Purtroppo, invece di appoggiarsi sulle rivoluzioni in America latina, Castro si è appoggiato su accordi diplomatici e, al massimo, su campagne di pressione internazionali contro l’embargo. Ma questo è insufficente. Probabilmente Castro teme di provocare l’imperialismo americano, ma questa politica porterà al risultato opposto rispetto ai suoi obiettivi. Fino a quando la rivoluzione rimane chiusa all’interno dei confini stretti di Cuba, rischia di venir strangolata. Questo è proprio quello che vuole fare l’imperialismo americano e la sconfitta della rivoluzione cubana sarebbe un duro colpo per la rivoluzione in tutta l’America Latina.
Questo è l’unico modo concreto per preservare la rivoluzione cubana e dargli una spinta in avanti. Sembra che Castro stia guardando al modello cinese. Vorrebbe costruire un nuovo tipo di “economia mista”, ma nessun sistema può mantenersi a lungo a metà strada tra il capitalismo e l’economia pianificata. Una delle due dovrà prevalere sull’altra presto o tardi.
Un regime capitalista a tutti gli effetti a Cuba avrebbe l’aspetto di una dittatura senza scrupoli controllata dagli Usa. Questo deve essere impedito a tutti i costi.

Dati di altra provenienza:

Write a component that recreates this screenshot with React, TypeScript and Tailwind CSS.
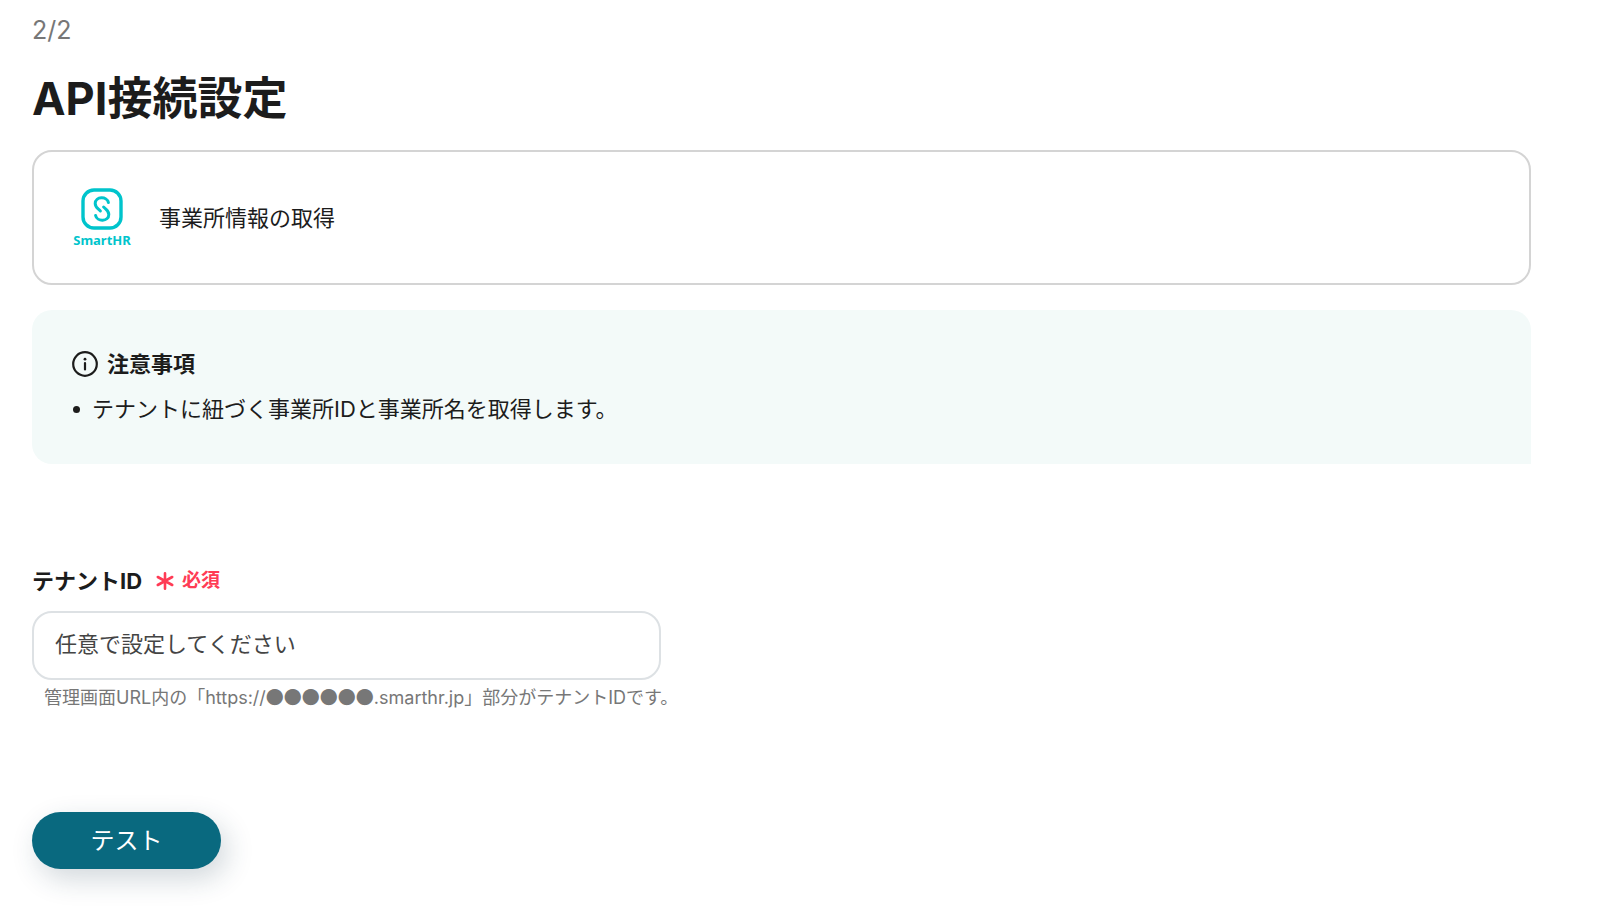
import { useState } from "react";

const SmartHRLogo = () => {
    return (
        <div className="flex w-[58px] flex-col items-center pt-[3px] text-[#00c4cc]">
            <svg width="42" height="42" viewBox="0 0 42 42" fill="none" stroke="currentColor" strokeLinecap="round" aria-hidden="true">
                <rect x="2" y="2" width="38" height="38" rx="11" strokeWidth="3.4" />
                <path d="M27.4 14.6 C26.2 8 14.2 8.2 14.2 15.6 C14.2 19.4 16.6 20.2 19.4 23" strokeWidth="3" />
                <path d="M14.6 27.4 C15.8 34 27.8 33.8 27.8 26.4 C27.8 22.6 25.4 21.8 22.6 19" strokeWidth="3" />
            </svg>
            <span className="font-['Noto_Sans',sans-serif] text-[13px] leading-5 font-bold">SmartHR</span>
        </div>
    );
};

const InfoIcon = () => {
    return (
        <svg width="26" height="26" viewBox="0 0 26 26" fill="none" stroke="currentColor" strokeWidth="2.2" aria-hidden="true">
            <circle cx="13" cy="13" r="11.8" />
            <path d="M13 12v6.5" strokeLinecap="round" />
            <circle cx="13" cy="8.2" r="1.4" fill="currentColor" stroke="none" />
        </svg>
    );
};

const RequiredMark = () => {
    return (
        <span className="flex items-center gap-2 text-[19px] font-bold text-[#ff3b55]">
            <svg width="18" height="18" viewBox="0 0 18 18" fill="none" stroke="currentColor" strokeWidth="2.6" strokeLinecap="round" aria-hidden="true">
                <path d="M9 1.3v15.4M1.8 5l14.4 8M16.2 5L1.8 13" />
            </svg>
            必須
        </span>
    );
};

const App = () => {
    const [tenantId, setTenantId] = useState("");

    return (
        <main className="bg-white pt-3 pr-[69px] pb-10 pl-8 font-['Inter','Noto_Sans_CJK_JP',sans-serif] text-[22px] leading-8 text-[#1c1c1c]">
            <p className="text-[25px] leading-9 text-[#777777]">2/2</p>
            <h1 className="mt-[18px] text-[45px] leading-[66px] font-bold">API接続設定</h1>

            <section className="mt-[18px] flex min-h-[135px] items-center gap-7 rounded-[20px] border-2 border-[#d4d4d4] px-[39px]">
                <SmartHRLogo />
                <p>事業所情報の取得</p>
            </section>

            <section className="mt-[25px] rounded-[20px] rounded-br-none bg-[#f3faf9] px-10 pt-[38px] pb-9">
                <h2 className="flex items-center gap-[9px] font-bold">
                    <InfoIcon />
                    注意事項
                </h2>
                <ul className="mt-[13px] pb-[3px]">
                    <li className="flex items-center gap-3">
                        <span className="flex size-2 items-center justify-center">
                            <span className="size-[7px] rounded-full bg-[#1c1c1c]" />
                        </span>
                        テナントに紐づく事業所IDと事業所名を取得します。
                    </li>
                </ul>
            </section>

            <form className="mt-[101px]" onSubmit={(e) => e.preventDefault()}>
                <label htmlFor="tenant-id" className="flex items-center gap-3.5 font-bold">
                    テナントID
                    <RequiredMark />
                </label>
                <input
                    id="tenant-id"
                    type="text"
                    value={tenantId}
                    onChange={(e) => setTenantId(e.target.value)}
                    placeholder="任意で設定してください"
                    aria-describedby="tenant-id-hint"
                    className="mt-3.5 block h-[69px] w-full max-w-[629px] rounded-[20px] border-2 border-[#dde1e4] px-[21px] pb-[3px] placeholder:text-[#444444]"
                />
                <p id="tenant-id-hint" className="pl-3 text-lg leading-8 text-[#777777]">
                    管理画面URL内の「https://<span className="font-['Noto_Sans_CJK_JP',sans-serif]">●●●●●●</span>.smarthr.jp」部分がテナントIDです。
                </p>
                <button
                    type="submit"
                    className="mt-[98px] h-[57px] w-[189px] rounded-full bg-[#09697f] text-2xl text-white shadow-[6px_10px_28px_rgba(30,60,80,0.2)]"
                >
                    テスト
                </button>
            </form>
        </main>
    );
};

export default App;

Quello che l’imperialismo sta preparando per Cuba, se riesce a metterci le mani, è la barbarie. Quello che l’esercito britannico e americano hanno creato in Iraq nella guerra recente è un’indicazione di quello che il futuro serba a tutti i paesi che cadranno sotto il loro dominio. Cuba non potrà sopravvivere senza una rivoluzione in tutta l’America Latina. Non ci sono alternative nel lungo periodo, o si creerà uno stato operaio sano a Cuba come passo verso una federazione socialista delle Americhe o ci sarà una contro rivoluzione capitalista con tutto quello che questo significa per i lavoratori di Cuba.